While the Dialogue Concerning the Two Chief World Systems initially enjoyed a favorable response, Galileo's enemies soon went on the attack, and he had given them plenty of ammunition in his new work. The Dialogue harshly criticized the Jesuits, now his dedicated foes; the work referred to one Jesuit, Father Christopher Scheiner, as "vain and foolish." These unnecessary barbs were typical of the undiplomatic and combative Galileo, and they proved his undoing. The Jesuits closed ranks against him, and as the Inquisition began to look more closely at the work, they went to Urban VIII and pointed out a particularly unfortunate passage in the Dialogue, in which Simplicio, the anti-Copernican foil, repeats almost verbatim arguments that the Pope himself had made to Galileo nearly a decade before. Seeing his own arguments repeated by the "simple" character in the dialogue, Urban felt betrayed, and his long-held sympathy for Galileo evaporated. "He did not fear to make sport of me," the Pope declared. The Inquisition now took charge, forbidding further sale of the work in August 1632, and on September 23, Galileo was summoned to Rome. His friends protested that his advanced age made such a trip unadvisable, but their arguments fell on deaf ears; the Church insisted on his appearance in trial, and in February, 1633 Galileo made his way to the holy city.
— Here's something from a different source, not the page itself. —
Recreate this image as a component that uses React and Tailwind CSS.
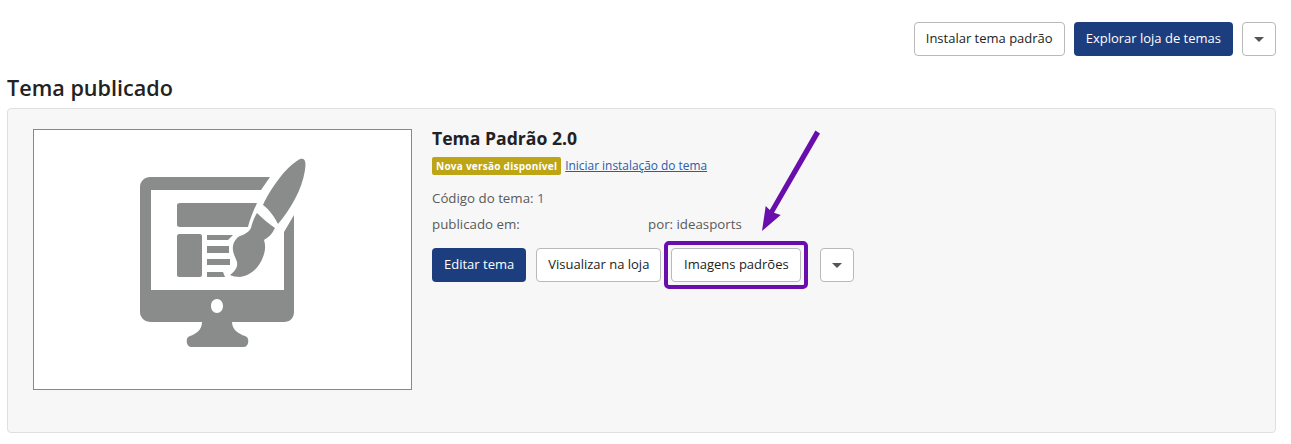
const outlineBtn = "h-[34px] px-[11px] rounded-[4px] border border-[#b9b9b9] bg-white text-[13px] text-[#222] flex items-center";

const Caret = () => (
  <button className="h-[34px] w-[34px] rounded-[4px] border border-[#b9b9b9] bg-white flex items-center justify-center">
    <span className="w-0 h-0 border-x-[5px] border-x-transparent border-t-[5px] border-t-[#555]" />
  </button>
);

const ThemeIcon = () => (
  <svg width="200" height="220" viewBox="0 0 200 220" fill="#8a8c8b">
    <path
      fillRule="evenodd"
      d="M30 37H150L141 50H31V150H164V92L174 75V172C174 178 170 182 164 182H112C112 190 119 194 125 196C130 197 129 207 124 207H71C66 207 65 197 70 196C76 194 82 190 82 182H31C25 182 20 178 20 172V47C20 41 25 37 30 37ZM97 159C93.5 159 91 162 91 166C91 170 93.5 173 97 173C100.5 173 103 170 103 166C103 162 100.5 159 97 159Z"
    />
    <path d="M60 63H137C134 70 131 76 128 87H60C58 87 57 86 57 85V65C57 64 58 63 60 63Z" />
    <path d="M59 94H80C81 94 82 95 82 96V135C82 136 81 137 80 137H59C58 137 57 136 57 135V96C57 95 58 94 59 94Z" />
    <path d="M87 95H113L108 100H87ZM87 106H109V113H87ZM87 119H110V125H87ZM87 132H103L105 137H87Z" />
    <path d="M180 19C186 17 186 24 185 30C182 50 170 70 158 84C155 78 150 70 143 65C150 50 165 27 180 19Z" />
    <path d="M137 73C143 79 149 84 155 88C152 94 149 97 144 100C146 106 145 112 143 117C139 128 130 136 120 137C116 137 112 136 110 135C115 131 118 127 117 122C115 116 112 112 113 106C114 100 118 96 123 95C126 93 129 92 131 88C132 83 134 78 137 73Z" />
  </svg>
);

const App = () => {
  return (
    <div className="relative w-[1291px] h-[444px] bg-white pt-[22px] pl-[7px] pr-[15px] font-['Open_Sans',sans-serif] text-[#222] overflow-hidden">
      <div className="flex justify-end gap-[9px]">
        <button className={outlineBtn}>Instalar tema padrão</button>
        <button className="h-[34px] px-3 rounded-[4px] bg-[#1c3d7e] text-white text-[13px] font-medium flex items-center">
          Explorar loja de temas
        </button>
        <Caret />
      </div>

      <h2 className="mt-[17px] text-[21.6px] leading-[30px] font-semibold text-[#222]">Tema publicado</h2>

      <div className="mt-[5px] h-[325px] rounded-[4px] border border-[#dfdfdf] bg-[#f7f7f7] pt-5 pl-[25px] flex gap-5">
        <div className="w-[379px] h-[261px] border border-[#888] bg-white shrink-0">
          <div className="ml-[86px] mt-[10px]">
            <ThemeIcon />
          </div>
        </div>

        <div className="flex flex-col items-start">
          <h3 className="text-[17.6px] leading-[18px] font-bold text-[#222]">Tema Padrão 2.0</h3>
          <div className="mt-[10px] flex items-center gap-1">
            <span className="h-[18px] px-1 rounded-[2px] bg-[#bda516] text-white text-[10px] font-bold tracking-[0.25px] flex items-center">
              Nova versão disponível
            </span>
            <a className="text-[11.9px] text-[#2a5caa] underline">Iniciar instalação do tema</a>
          </div>
          <p className="mt-[14px] text-[13.3px] leading-[18px] text-[#5a5a5a]">
            Código do tema: <span className="text-[#4a6a8a]">1</span>
          </p>
          <div className="mt-2 flex text-[13.3px] leading-[18px] text-[#5a5a5a]">
            <span className="w-[216px]">publicado em:</span>
            <span>por: ideasports</span>
          </div>
          <div className="mt-[15px] flex items-center">
            <button className="h-[34px] px-3 rounded-[4px] bg-[#1c3d7e] text-white text-[13px] font-medium flex items-center">
              Editar tema
            </button>
            <button className={`${outlineBtn} ml-[10px]`}>Visualizar na loja</button>
            <div className="relative ml-[10px]">
              <button className="h-[34px] w-[130px] rounded-[4px] border border-[#b9b9b9] bg-white text-[13px] text-[#222] flex items-center justify-center">
                Imagens padrões
              </button>
              <span className="absolute -inset-[7px] rounded-[5px] border-[4px] border-[#6a0dad]" />
            </div>
            <div className="ml-[19px]">
              <Caret />
            </div>
          </div>
        </div>
      </div>

      <svg className="absolute left-[755px] top-[125px]" width="70" height="112" viewBox="0 0 70 112" fill="#6a0dad">
        <path d="M60.4 5.5L65 8.5L19 87.7L25.7 90L7 106L10.7 81L14.8 85Z" />
      </svg>
    </div>
  );
};

export default App;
The astronomer was an old man now, nearing seventy, and weakened by ailments real and imaginary. For two months, the Inquisition delayed, and Galileo stayed in the home of the Tuscan ambassador, his mood fluctuating between hope and despair. Then, on April 12, authorities summoned him to the Palace of the Inquisition, in the Vatican, and interrogated him for the first time. He was accused of having violated Cardinal Bellarmine's 1616 injunction against regarding teaching Copernicus's system as "fact"; in response, he protested that he had taught it as hypothesis only, and not as truth, and defended the publication of his Dialogue by insisting that he had received all the necessary permissions by the Church. His interrogators made little headway, and after the end of this first session, they kept him as a prisoner in the Vatican until April 30, where he lived in well appointed but confining quarters. He hoped for the intervention of Urban VIII, whom he still counted as a friend, but the Pope was deliberately distancing himself from the proceedings. Meanwhile, Galileo had fallen ill, and his inquisitors took advantage of his condition, by hinting at the tortures that might await him if he did not confess his errors.
Letters from his daughter Virginia–now the deeply pious Sister Maria Celeste–urged him to submit to God's will, and the first cracks appeared in Galileo's armor. On April 30, he confessed to having been too prideful in this Dialogue, and having stated the Copernican case too strongly; he offered to write a hundred additional pages to correct this difficulty. This suggestion was a fantasy, but authorities permitted him to return to the Tuscan embassy. On May 10, the Inquisition examined him again, and now he begged for mercy, asking his judges to consider his advanced age and take pity on him. Everyone now wanted a speedy resolution to the matter, but somehow it dragged on into June, when the Inquisition finally broke its famous prisoner: they declared him guilty of heresy and promised mercy only on the condition that he renounce his errors; Galileo, his will to resist gone, declared himself to be firmly convinced of the truth of Ptolemy's system. Publicly kneeling before his tribunal, he declared, "with a sincere heart and unfeigned faith I abjure, curse, and detest the said errors and heresies, and generally every other error and heresy contrary to the... Holy Church, and I swear that I will nevermore in future say or assert anything... which may give rise to a similar suspicion of me." Later legend would assert that he added, under his breath, "Eppur si muove!" (And yet it does move!), but this is mere dramatic additive. The Inquisition had won. Galileo was sentenced to "the prison of this Holy Office for a period determinable at our pleasure;" he was first confined in Rome, then transferred to a friend's house in Siena, and then allowed to live under house arrest in his own villa outside Florence. He would remain there until his death eight years later.
The trial of Galileo brought to fruition what had begun with the mistaken decision of Paul VI's 1616 commission that the Church turn its back on the Copernican system. The event constituted a personal disaster for Galileo, and his rash behavior and talent for making enemies and alienating friends must bear some of the blame for the tragedy. But the real guilt lay with the Church, and the cardinals and inquisitors who could not muster vision when vision was required; they had dealt Catholicism, and all of European culture, a terrible blow: Counter-Reformation zeal had triumphed over Renaissance creativity, and in the great Catholic countries–Italy, Spain and France–a pall fell over scientific endeavor and philosophical speculation. Nothing, not even prohibition by the Inquisition, could halt the spread of the Dialogue and the triumph of the Copernican system, but after Galileo, science and philosophy would lose its Renaissance vibrancy. Meanwhile, a terrible example had been set, a martyr had been made, and a great, unnecessary divide had been opened between religion and science, when they might have walked together in their search for truth about the universe, at least for the next few centuries.